Given exercise:
Within the material below, find each line bearing the word "components" and present it.

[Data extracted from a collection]
=-=-=-=-=

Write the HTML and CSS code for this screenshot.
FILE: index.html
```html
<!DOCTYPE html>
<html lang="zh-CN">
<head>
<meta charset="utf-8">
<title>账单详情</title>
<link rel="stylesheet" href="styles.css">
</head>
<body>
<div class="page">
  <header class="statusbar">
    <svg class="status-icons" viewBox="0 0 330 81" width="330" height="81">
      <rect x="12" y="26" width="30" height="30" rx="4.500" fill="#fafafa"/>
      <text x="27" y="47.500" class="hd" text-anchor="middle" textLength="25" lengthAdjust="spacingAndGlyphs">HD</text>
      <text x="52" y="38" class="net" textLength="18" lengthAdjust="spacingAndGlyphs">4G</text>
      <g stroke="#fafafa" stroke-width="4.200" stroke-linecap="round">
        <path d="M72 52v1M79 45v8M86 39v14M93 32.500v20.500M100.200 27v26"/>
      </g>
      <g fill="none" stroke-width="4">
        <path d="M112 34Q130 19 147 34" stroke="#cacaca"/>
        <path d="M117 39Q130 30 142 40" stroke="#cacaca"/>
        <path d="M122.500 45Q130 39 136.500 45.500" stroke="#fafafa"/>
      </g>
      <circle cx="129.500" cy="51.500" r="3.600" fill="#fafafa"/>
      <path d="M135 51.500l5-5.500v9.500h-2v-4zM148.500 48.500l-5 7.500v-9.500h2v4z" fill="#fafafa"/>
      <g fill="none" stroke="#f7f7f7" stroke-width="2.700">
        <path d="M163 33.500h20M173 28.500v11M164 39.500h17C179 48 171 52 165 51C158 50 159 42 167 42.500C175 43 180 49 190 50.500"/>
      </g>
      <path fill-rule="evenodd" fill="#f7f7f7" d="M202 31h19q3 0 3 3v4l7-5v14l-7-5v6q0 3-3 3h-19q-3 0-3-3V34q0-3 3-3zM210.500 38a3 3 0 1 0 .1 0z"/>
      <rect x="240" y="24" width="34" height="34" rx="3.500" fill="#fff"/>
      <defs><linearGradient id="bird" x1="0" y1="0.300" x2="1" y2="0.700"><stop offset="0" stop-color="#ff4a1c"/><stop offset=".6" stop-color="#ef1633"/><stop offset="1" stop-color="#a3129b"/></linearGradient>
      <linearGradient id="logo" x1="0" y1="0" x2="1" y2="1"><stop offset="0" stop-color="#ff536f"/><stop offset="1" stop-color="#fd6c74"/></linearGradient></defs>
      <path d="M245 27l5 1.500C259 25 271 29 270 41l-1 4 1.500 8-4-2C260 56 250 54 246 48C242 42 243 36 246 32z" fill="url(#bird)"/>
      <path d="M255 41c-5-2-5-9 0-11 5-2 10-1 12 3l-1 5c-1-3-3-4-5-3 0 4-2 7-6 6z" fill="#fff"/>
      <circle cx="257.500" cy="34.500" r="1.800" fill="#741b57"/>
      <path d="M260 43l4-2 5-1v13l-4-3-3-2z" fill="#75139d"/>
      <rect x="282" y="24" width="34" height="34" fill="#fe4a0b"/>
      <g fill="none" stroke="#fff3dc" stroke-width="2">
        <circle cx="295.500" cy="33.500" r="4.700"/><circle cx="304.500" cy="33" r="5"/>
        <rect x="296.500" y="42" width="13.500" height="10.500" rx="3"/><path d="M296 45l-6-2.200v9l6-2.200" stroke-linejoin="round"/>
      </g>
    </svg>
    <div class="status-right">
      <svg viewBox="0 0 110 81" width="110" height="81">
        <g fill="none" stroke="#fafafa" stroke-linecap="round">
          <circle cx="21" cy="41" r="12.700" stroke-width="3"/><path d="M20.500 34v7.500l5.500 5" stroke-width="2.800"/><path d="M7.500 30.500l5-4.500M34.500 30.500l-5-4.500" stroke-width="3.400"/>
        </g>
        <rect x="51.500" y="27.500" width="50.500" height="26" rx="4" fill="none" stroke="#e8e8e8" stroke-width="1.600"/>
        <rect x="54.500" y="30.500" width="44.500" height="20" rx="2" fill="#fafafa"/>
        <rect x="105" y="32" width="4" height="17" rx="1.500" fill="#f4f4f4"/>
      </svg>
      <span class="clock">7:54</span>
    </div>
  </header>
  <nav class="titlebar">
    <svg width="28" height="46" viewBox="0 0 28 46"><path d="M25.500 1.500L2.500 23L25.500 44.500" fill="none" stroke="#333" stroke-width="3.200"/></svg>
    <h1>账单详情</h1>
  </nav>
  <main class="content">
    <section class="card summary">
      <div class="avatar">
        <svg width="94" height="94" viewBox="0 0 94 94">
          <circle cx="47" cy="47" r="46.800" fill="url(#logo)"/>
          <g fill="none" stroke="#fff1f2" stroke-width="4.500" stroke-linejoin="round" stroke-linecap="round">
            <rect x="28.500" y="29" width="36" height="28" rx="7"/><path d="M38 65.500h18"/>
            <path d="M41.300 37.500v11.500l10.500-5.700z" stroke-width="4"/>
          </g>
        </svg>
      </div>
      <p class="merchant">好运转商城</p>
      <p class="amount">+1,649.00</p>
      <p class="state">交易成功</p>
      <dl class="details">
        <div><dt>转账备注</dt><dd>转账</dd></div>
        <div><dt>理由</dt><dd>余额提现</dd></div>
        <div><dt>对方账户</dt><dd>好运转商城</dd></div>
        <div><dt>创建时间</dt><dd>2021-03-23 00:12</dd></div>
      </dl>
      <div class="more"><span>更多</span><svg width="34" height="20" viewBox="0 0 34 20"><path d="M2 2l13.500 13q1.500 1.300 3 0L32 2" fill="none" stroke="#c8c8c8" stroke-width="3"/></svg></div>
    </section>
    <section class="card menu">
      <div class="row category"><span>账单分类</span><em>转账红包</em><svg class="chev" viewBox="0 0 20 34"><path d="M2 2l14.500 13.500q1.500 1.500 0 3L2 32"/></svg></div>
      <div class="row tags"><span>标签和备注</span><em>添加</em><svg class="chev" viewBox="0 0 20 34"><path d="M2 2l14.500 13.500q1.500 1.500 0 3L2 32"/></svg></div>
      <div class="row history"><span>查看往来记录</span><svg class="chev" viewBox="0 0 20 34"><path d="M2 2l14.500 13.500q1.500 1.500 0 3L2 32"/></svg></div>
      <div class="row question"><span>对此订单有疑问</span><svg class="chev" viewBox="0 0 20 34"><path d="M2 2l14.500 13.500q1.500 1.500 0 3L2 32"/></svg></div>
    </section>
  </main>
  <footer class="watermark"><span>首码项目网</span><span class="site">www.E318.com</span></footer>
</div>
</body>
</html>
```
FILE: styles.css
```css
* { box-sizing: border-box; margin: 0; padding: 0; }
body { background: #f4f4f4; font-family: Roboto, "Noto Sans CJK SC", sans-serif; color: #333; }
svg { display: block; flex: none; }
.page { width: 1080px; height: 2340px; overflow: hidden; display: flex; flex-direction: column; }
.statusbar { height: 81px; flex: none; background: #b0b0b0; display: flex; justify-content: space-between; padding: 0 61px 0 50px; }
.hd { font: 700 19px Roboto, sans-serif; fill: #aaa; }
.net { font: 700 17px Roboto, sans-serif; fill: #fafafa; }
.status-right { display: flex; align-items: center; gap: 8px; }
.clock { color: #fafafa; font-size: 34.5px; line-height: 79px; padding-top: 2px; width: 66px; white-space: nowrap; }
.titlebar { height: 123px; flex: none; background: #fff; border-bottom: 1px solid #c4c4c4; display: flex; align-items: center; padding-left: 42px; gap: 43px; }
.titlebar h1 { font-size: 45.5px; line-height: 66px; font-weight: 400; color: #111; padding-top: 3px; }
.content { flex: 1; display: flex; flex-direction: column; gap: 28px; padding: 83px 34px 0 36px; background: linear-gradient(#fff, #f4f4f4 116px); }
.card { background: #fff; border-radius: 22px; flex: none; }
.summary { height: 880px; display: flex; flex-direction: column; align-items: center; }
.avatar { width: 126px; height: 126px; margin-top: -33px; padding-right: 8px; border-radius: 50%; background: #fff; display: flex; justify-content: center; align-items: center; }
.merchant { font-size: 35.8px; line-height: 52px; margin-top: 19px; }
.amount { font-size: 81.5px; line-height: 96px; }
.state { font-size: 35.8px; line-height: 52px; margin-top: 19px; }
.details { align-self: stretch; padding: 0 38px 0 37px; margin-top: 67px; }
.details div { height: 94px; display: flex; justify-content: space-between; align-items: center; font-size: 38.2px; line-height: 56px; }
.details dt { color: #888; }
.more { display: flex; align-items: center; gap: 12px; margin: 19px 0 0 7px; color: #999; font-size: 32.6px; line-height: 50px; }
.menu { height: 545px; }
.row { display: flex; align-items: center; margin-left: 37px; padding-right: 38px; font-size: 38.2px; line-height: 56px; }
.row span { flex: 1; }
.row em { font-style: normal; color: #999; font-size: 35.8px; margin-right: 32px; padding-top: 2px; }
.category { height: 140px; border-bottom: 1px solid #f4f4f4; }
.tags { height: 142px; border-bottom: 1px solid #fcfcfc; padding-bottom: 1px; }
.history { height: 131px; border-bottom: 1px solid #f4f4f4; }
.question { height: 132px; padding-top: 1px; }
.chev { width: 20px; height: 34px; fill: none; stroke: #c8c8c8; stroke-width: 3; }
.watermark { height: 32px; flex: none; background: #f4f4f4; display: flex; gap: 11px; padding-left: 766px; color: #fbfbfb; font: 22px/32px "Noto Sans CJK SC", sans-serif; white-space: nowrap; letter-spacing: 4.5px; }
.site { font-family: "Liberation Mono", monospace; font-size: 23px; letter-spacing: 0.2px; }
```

=-=-=-=-=

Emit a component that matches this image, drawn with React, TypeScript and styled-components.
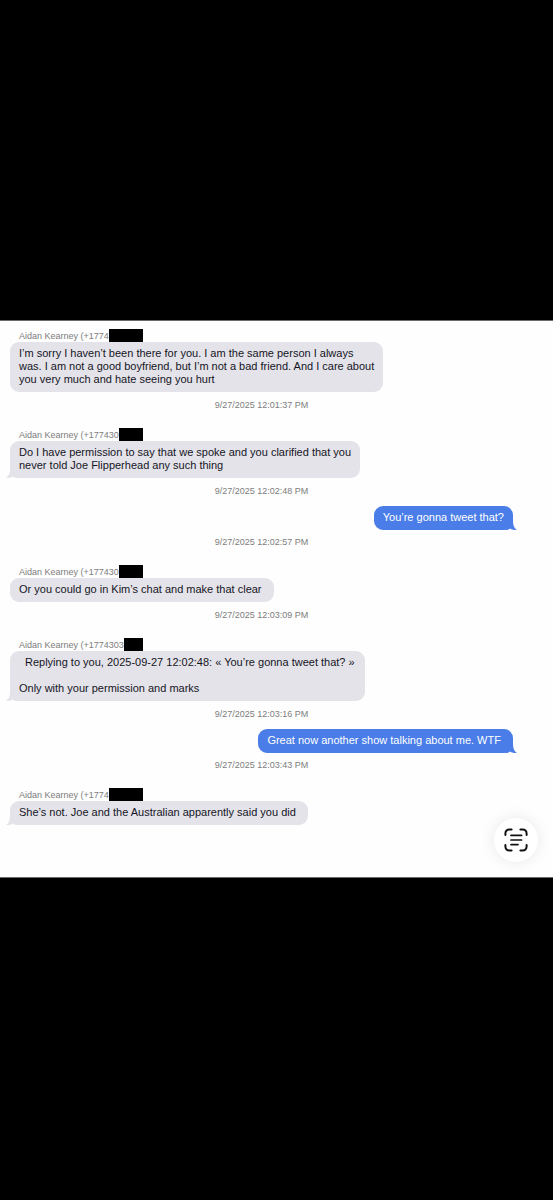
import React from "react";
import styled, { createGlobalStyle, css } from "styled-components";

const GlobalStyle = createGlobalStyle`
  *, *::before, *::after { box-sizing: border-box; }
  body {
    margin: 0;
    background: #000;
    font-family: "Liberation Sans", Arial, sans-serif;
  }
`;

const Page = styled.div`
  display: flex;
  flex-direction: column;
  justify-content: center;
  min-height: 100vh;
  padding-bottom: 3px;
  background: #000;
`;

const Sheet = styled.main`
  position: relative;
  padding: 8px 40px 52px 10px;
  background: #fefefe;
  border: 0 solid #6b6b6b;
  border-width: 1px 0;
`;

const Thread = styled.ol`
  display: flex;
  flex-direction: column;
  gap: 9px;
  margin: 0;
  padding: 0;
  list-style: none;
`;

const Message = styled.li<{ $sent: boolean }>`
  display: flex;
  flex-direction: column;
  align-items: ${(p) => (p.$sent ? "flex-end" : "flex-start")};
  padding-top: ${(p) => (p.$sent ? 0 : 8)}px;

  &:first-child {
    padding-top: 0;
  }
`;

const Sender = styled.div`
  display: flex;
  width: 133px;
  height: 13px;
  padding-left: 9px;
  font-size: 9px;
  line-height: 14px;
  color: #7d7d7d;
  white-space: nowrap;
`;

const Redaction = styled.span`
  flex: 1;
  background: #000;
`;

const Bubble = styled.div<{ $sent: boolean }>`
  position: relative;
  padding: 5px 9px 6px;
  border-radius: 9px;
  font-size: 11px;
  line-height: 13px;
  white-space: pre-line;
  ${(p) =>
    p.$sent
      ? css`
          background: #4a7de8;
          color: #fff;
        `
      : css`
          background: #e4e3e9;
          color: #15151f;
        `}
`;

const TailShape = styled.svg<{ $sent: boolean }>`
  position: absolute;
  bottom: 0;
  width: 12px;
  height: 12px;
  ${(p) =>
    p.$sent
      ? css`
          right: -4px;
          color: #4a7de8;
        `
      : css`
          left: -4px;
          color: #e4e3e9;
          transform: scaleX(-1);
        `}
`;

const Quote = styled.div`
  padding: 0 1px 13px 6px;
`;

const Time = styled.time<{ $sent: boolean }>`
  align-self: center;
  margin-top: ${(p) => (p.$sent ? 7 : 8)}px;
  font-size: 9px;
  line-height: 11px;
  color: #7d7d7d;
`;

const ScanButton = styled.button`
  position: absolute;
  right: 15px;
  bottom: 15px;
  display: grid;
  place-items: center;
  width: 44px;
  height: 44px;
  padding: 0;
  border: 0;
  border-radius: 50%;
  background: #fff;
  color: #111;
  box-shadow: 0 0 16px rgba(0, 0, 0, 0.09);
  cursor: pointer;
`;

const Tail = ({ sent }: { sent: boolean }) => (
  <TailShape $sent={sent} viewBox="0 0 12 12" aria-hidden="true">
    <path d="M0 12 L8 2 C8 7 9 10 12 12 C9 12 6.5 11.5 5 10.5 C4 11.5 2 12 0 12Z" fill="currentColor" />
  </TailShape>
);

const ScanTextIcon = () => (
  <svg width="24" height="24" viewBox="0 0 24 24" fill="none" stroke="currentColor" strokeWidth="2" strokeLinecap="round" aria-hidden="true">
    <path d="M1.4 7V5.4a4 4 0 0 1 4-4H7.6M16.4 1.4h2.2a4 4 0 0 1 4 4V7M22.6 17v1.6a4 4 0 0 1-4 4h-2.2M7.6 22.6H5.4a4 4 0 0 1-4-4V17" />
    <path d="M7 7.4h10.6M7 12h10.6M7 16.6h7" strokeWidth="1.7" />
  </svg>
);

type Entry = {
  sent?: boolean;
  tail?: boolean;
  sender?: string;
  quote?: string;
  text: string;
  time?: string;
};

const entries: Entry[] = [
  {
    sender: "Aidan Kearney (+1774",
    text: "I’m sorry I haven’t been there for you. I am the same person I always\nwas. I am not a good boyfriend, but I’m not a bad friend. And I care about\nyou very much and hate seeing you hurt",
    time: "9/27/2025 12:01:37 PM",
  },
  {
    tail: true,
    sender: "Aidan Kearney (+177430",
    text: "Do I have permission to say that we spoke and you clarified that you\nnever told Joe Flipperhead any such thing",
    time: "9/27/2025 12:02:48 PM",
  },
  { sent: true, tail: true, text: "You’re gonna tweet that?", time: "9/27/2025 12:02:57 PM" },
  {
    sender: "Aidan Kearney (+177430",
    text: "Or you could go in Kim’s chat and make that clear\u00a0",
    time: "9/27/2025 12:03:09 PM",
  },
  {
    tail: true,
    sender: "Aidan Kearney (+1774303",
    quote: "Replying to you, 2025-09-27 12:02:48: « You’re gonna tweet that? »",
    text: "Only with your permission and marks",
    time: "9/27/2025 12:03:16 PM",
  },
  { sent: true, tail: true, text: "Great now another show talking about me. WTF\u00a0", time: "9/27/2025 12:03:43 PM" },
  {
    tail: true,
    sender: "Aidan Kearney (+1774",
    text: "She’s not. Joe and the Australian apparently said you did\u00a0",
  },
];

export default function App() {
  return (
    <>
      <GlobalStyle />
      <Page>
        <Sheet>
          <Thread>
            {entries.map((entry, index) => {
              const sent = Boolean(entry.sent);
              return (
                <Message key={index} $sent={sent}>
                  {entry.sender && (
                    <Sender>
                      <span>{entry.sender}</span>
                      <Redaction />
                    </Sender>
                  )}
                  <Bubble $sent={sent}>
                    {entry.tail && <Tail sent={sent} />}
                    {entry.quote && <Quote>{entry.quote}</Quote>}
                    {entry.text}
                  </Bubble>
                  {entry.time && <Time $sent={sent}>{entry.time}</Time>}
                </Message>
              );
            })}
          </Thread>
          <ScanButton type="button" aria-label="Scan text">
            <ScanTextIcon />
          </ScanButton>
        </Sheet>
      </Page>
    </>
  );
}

=-=-=-=-=

Solved exercise:
Emit a component that matches this image, drawn with React, TypeScript and styled-components.
import styled, { createGlobalStyle, css } from "styled-components";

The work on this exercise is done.